Written problem: Type out all the records word for word. Any pictures are to be left out.

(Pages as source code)
━━━━━━━━━━━━━━━━━━━━

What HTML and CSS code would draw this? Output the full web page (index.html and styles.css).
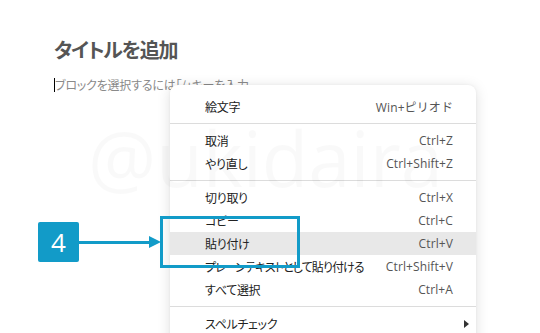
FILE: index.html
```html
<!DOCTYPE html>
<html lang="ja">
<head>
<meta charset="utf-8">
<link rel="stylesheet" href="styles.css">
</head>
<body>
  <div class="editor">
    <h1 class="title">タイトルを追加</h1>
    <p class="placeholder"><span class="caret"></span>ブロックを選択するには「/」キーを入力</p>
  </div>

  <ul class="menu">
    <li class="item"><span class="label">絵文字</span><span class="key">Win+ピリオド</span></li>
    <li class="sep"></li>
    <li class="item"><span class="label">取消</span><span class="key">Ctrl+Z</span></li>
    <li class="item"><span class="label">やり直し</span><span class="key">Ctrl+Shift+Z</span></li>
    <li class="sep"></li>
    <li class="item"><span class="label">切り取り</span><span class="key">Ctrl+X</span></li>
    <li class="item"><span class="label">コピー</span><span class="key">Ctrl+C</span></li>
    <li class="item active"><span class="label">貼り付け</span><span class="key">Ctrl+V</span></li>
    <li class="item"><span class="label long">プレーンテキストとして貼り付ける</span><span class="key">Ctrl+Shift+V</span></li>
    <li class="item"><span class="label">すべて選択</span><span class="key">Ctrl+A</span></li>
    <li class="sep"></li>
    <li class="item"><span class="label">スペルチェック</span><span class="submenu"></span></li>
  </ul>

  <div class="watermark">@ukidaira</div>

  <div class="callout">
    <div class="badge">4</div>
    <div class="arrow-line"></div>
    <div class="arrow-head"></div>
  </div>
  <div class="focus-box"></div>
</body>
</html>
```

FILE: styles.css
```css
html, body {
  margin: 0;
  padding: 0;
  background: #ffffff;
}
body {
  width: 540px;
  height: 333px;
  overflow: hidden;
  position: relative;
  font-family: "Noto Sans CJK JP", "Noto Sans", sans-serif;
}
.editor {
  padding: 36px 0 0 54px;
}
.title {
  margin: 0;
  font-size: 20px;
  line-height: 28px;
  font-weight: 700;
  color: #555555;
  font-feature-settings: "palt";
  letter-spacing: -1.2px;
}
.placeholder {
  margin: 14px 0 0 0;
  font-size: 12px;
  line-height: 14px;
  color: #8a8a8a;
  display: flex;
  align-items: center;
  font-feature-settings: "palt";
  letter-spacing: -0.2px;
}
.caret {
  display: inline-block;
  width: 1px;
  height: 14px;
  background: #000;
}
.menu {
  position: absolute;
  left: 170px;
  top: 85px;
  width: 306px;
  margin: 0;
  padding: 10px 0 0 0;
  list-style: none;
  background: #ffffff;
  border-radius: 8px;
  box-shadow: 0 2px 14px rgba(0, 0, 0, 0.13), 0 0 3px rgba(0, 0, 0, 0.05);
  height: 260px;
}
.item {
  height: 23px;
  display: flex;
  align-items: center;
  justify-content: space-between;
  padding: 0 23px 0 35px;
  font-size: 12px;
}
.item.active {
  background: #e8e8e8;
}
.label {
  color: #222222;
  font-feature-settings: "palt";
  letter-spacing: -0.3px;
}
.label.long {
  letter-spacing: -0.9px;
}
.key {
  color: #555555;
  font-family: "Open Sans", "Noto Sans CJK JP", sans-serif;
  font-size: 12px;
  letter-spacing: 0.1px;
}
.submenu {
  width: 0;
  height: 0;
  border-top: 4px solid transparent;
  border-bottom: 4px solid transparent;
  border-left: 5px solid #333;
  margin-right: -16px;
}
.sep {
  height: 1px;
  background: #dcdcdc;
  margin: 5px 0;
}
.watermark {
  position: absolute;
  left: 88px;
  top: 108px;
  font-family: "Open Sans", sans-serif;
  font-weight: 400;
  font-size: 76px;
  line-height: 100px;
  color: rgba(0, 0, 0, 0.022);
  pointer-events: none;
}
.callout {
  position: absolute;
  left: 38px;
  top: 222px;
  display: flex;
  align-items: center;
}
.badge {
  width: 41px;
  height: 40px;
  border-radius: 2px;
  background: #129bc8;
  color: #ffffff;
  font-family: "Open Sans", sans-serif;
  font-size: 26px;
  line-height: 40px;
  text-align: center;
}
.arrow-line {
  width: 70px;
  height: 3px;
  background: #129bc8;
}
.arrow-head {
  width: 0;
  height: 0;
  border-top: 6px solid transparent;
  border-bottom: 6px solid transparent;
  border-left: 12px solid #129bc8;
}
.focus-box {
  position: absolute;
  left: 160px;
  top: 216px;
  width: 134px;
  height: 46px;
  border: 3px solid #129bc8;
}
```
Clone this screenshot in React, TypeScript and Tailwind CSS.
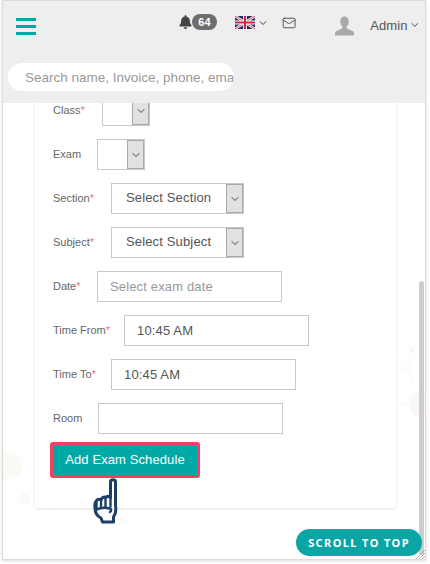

━━━━━━━━━━━━━━━━━━━━

Written solution:
What HTML and CSS code would draw this? Output the full web page (index.html and styles.css).
FILE: index.html
```html
<!DOCTYPE html>
<html lang="ja">
<head>
<meta charset="utf-8">
<link rel="stylesheet" href="styles.css">
</head>
<body>
  <div class="editor">
    <h1 class="title">タイトルを追加</h1>
    <p class="placeholder"><span class="caret"></span>ブロックを選択するには「/」キーを入力</p>
  </div>

  <ul class="menu">
    <li class="item"><span class="label">絵文字</span><span class="key">Win+ピリオド</span></li>
    <li class="sep"></li>
    <li class="item"><span class="label">取消</span><span class="key">Ctrl+Z</span></li>
    <li class="item"><span class="label">やり直し</span><span class="key">Ctrl+Shift+Z</span></li>
    <li class="sep"></li>
    <li class="item"><span class="label">切り取り</span><span class="key">Ctrl+X</span></li>
    <li class="item"><span class="label">コピー</span><span class="key">Ctrl+C</span></li>
    <li class="item active"><span class="label">貼り付け</span><span class="key">Ctrl+V</span></li>
    <li class="item"><span class="label long">プレーンテキストとして貼り付ける</span><span class="key">Ctrl+Shift+V</span></li>
    <li class="item"><span class="label">すべて選択</span><span class="key">Ctrl+A</span></li>
    <li class="sep"></li>
    <li class="item"><span class="label">スペルチェック</span><span class="submenu"></span></li>
  </ul>

  <div class="watermark">@ukidaira</div>

  <div class="callout">
    <div class="badge">4</div>
    <div class="arrow-line"></div>
    <div class="arrow-head"></div>
  </div>
  <div class="focus-box"></div>
</body>
</html>
```

FILE: styles.css
```css
html, body {
  margin: 0;
  padding: 0;
  background: #ffffff;
}
body {
  width: 540px;
  height: 333px;
  overflow: hidden;
  position: relative;
  font-family: "Noto Sans CJK JP", "Noto Sans", sans-serif;
}
.editor {
  padding: 36px 0 0 54px;
}
.title {
  margin: 0;
  font-size: 20px;
  line-height: 28px;
  font-weight: 700;
  color: #555555;
  font-feature-settings: "palt";
  letter-spacing: -1.2px;
}
.placeholder {
  margin: 14px 0 0 0;
  font-size: 12px;
  line-height: 14px;
  color: #8a8a8a;
  display: flex;
  align-items: center;
  font-feature-settings: "palt";
  letter-spacing: -0.2px;
}
.caret {
  display: inline-block;
  width: 1px;
  height: 14px;
  background: #000;
}
.menu {
  position: absolute;
  left: 170px;
  top: 85px;
  width: 306px;
  margin: 0;
  padding: 10px 0 0 0;
  list-style: none;
  background: #ffffff;
  border-radius: 8px;
  box-shadow: 0 2px 14px rgba(0, 0, 0, 0.13), 0 0 3px rgba(0, 0, 0, 0.05);
  height: 260px;
}
.item {
  height: 23px;
  display: flex;
  align-items: center;
  justify-content: space-between;
  padding: 0 23px 0 35px;
  font-size: 12px;
}
.item.active {
  background: #e8e8e8;
}
.label {
  color: #222222;
  font-feature-settings: "palt";
  letter-spacing: -0.3px;
}
.label.long {
  letter-spacing: -0.9px;
}
.key {
  color: #555555;
  font-family: "Open Sans", "Noto Sans CJK JP", sans-serif;
  font-size: 12px;
  letter-spacing: 0.1px;
}
.submenu {
  width: 0;
  height: 0;
  border-top: 4px solid transparent;
  border-bottom: 4px solid transparent;
  border-left: 5px solid #333;
  margin-right: -16px;
}
.sep {
  height: 1px;
  background: #dcdcdc;
  margin: 5px 0;
}
.watermark {
  position: absolute;
  left: 88px;
  top: 108px;
  font-family: "Open Sans", sans-serif;
  font-weight: 400;
  font-size: 76px;
  line-height: 100px;
  color: rgba(0, 0, 0, 0.022);
  pointer-events: none;
}
.callout {
  position: absolute;
  left: 38px;
  top: 222px;
  display: flex;
  align-items: center;
}
.badge {
  width: 41px;
  height: 40px;
  border-radius: 2px;
  background: #129bc8;
  color: #ffffff;
  font-family: "Open Sans", sans-serif;
  font-size: 26px;
  line-height: 40px;
  text-align: center;
}
.arrow-line {
  width: 70px;
  height: 3px;
  background: #129bc8;
}
.arrow-head {
  width: 0;
  height: 0;
  border-top: 6px solid transparent;
  border-bottom: 6px solid transparent;
  border-left: 12px solid #129bc8;
}
.focus-box {
  position: absolute;
  left: 160px;
  top: 216px;
  width: 134px;
  height: 46px;
  border: 3px solid #129bc8;
}
```
Clone this screenshot in React, TypeScript and Tailwind CSS.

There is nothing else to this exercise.